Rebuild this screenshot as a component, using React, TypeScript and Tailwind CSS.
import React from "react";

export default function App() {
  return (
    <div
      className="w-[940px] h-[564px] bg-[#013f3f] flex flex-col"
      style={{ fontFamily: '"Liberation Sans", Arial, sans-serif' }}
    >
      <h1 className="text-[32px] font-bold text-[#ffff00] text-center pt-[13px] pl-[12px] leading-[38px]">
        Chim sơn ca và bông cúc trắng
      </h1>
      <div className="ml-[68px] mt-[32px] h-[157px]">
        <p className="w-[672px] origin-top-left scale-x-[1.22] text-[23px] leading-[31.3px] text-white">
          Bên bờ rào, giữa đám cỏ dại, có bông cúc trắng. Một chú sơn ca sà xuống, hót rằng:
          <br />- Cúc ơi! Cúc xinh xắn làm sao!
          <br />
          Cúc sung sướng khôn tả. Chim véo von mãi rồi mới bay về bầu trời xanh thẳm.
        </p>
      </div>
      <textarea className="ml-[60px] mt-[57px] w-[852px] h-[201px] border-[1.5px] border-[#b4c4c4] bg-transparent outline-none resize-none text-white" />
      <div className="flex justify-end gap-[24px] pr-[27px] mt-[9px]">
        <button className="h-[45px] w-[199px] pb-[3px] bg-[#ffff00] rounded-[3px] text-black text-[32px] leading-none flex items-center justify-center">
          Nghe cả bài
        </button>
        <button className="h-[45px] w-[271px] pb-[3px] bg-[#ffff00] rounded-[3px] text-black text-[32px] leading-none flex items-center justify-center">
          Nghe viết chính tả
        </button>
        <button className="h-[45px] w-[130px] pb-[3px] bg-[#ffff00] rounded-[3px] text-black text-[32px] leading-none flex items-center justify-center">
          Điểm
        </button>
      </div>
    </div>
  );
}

····················

> [Task directions]:
Exactly as written, please reproduce the lines from the first line of the data to the line containing "import React from", inclusive, and nothing else.

> [Solved exercise]:
Rebuild this screenshot as a component, using React, TypeScript and Tailwind CSS.
import React from "react";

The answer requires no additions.